Skip to content

Organizing data

It is strongly advised to setup your input/output data files hierarchy relative to a root folder, so that when you deploy your application, experts can simply specify a different root data path and things will work out great. For instance:

import os
from onecode import file_input, Project, Mode

project = Project()
project.mode = Mode.EXECUTE

file =  os.path.join('region', 'model.h5')
x = file_input('x', file)
will automatically append the path region/model.h5 to your Project data path.
print(f'Are path equals? {x == os.path.join(project.data_root, file)}')

Output
Are path equals? True

From there, any experts can have a data folder with the same hierarchy anywhere on their disk and launch the script by simply changing the data path at runtime:

ONECODE_PROJECT_DATA=/path/to/my/data python main.py
Without changing the code, the OneCode project can execute properly on different machines.

On the other hand, as soon as you specify an absolute path for your input files, the Project data path is ignored. There could be some special cases for doing that, but most of the time you should use relative paths.

Note

Input elements such as csv_reader and file_input make the path relative to Project().data_root.
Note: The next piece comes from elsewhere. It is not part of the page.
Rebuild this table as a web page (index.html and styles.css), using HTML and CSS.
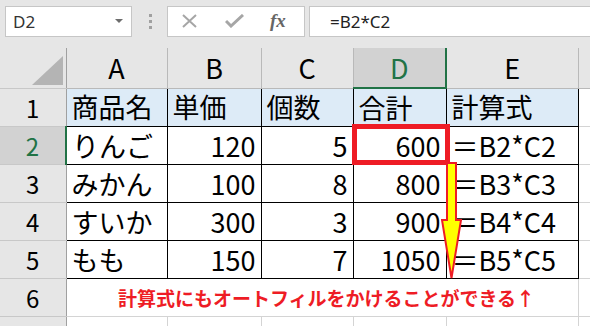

Output elements such as csv_output, file_output, image_output and text_output make the path relative to {Project().data_root}/{Project.current_flow}/outputs.

Tip

How is the Project data path determined? The data path is initialized according to the following rules ordered by priority:

  1. to ONECODE_PROJECT_DATA if provided in the Environment variables
  2. to the data folder located in the same directory from where the project is run if existing (typically the OneCode project data folder)
  3. to the current working directory for all other cases